O cenário de Guilherme Sant’ana, um grande cubo que os personagens vão virando conforme as cenas, viabiliza a intenção do diretor de aplicar conceitos gráficos à dramaturgia. As projeções dos desenhos revelam a expressão interior dos personagens – sobretudo as cenas que indicam o trajeto de Raf, a artista de rua, por uma cidade que pode ser qualquer uma.

Os personagens são "estranhos, melancólicos e divertidos", nas palavras de Biscaia, mas merece destaque a interpretação bizarra de LEANDRODANIELCOLOMBO (assim mesmo, com letras minúsculas e sem espaços entre os nomes).

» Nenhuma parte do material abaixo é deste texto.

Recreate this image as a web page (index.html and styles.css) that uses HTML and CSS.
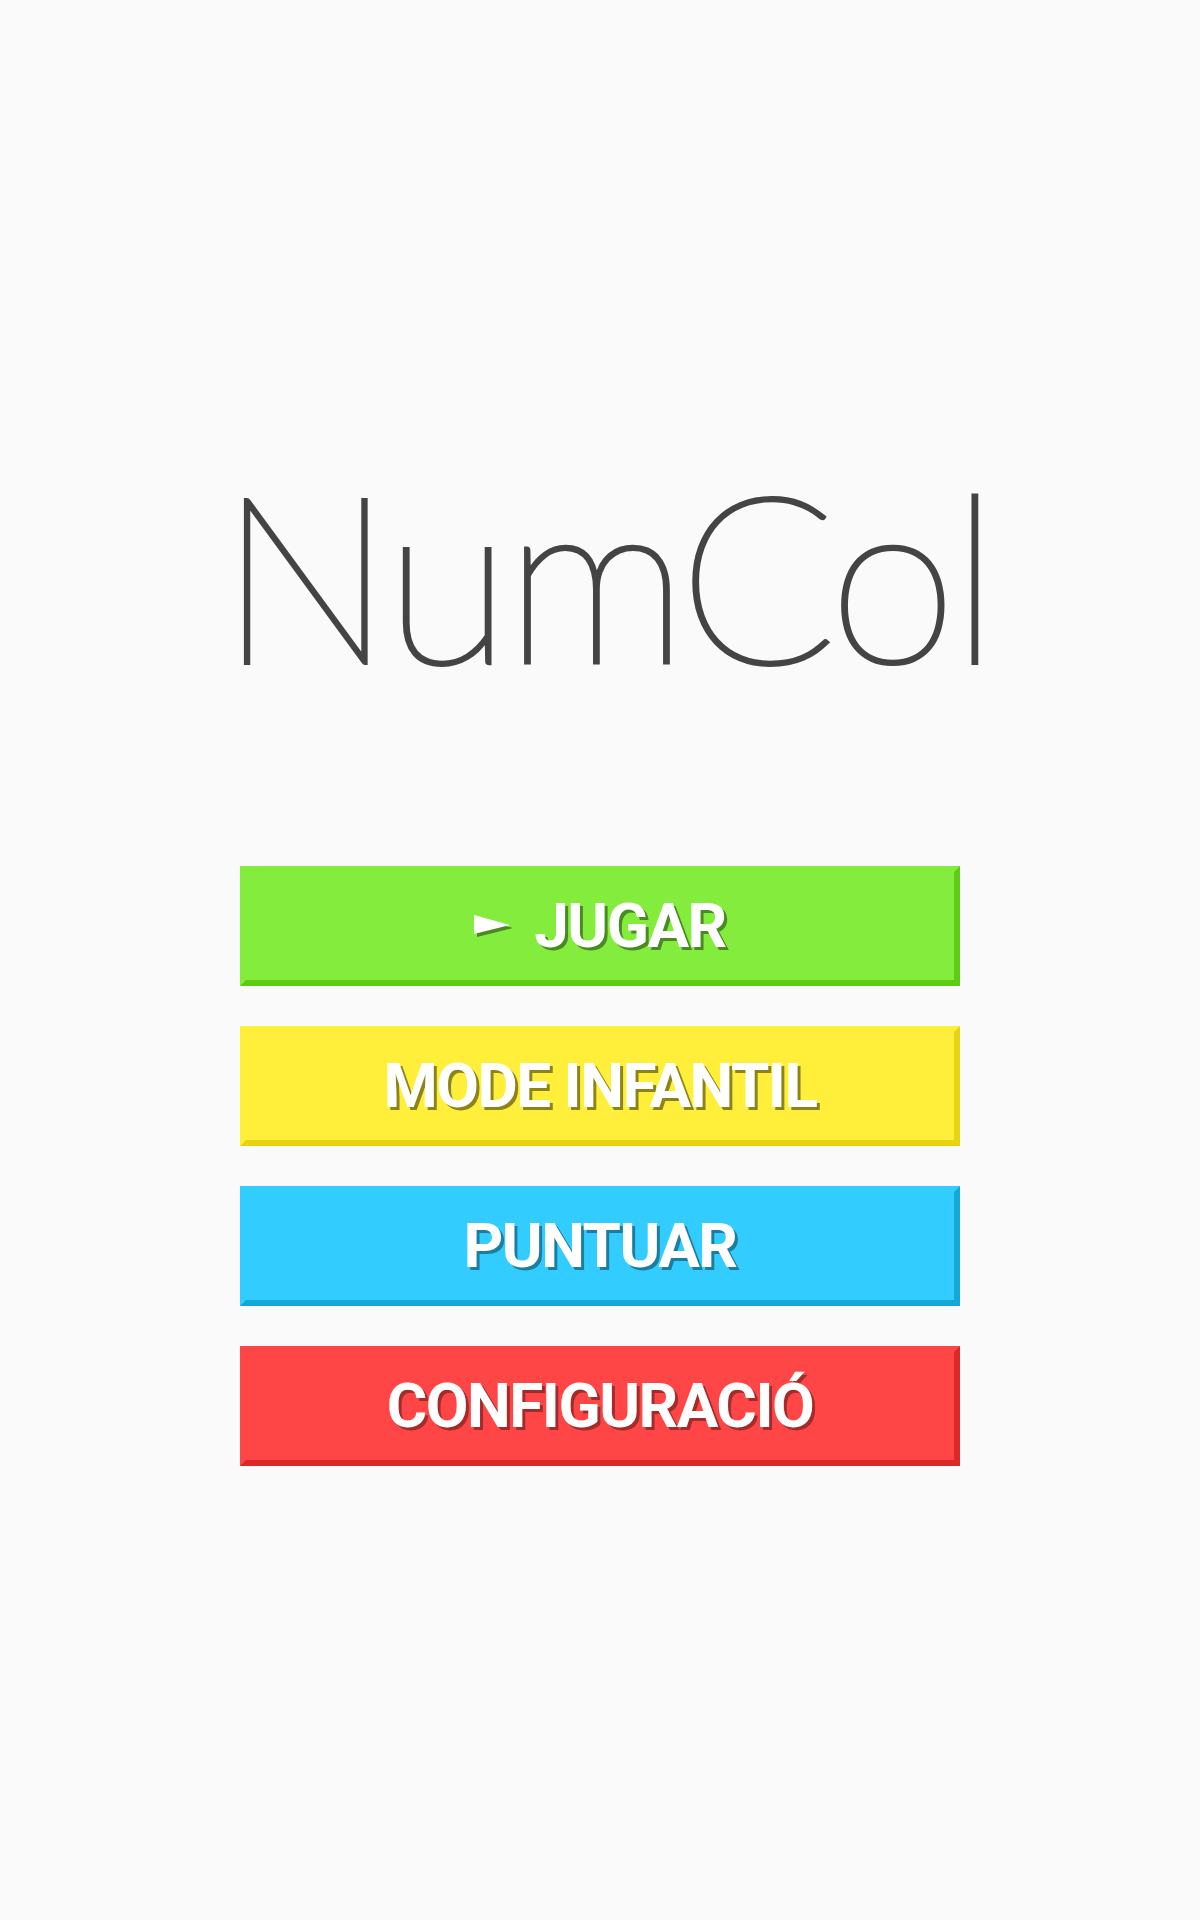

A impressão é de que ele foi capaz de transformar Artie em uma criatura ainda mais esquisita e cheia de tiques do que a prevista no roteiro. Mais engraçado do que ele, só o chinês viciado em Talking Heads, dono do botequim onde os personagens se encontram. GGGG

Serviço: Graphic. Teatro da Caixa (R. Conselheiro Laurindo, 280), (41) 2118-5233. Texto, vídeos e direção de Paulo Biscaia Filho. Com a Companhia Vigor Mortis. Quinta a sábado, às 21 horas, e domingo, às 19 horas. R$ 10 e R$ 5 (funcionários e clientes da Caixa, estudantes e idosos). Até 5 de novembro.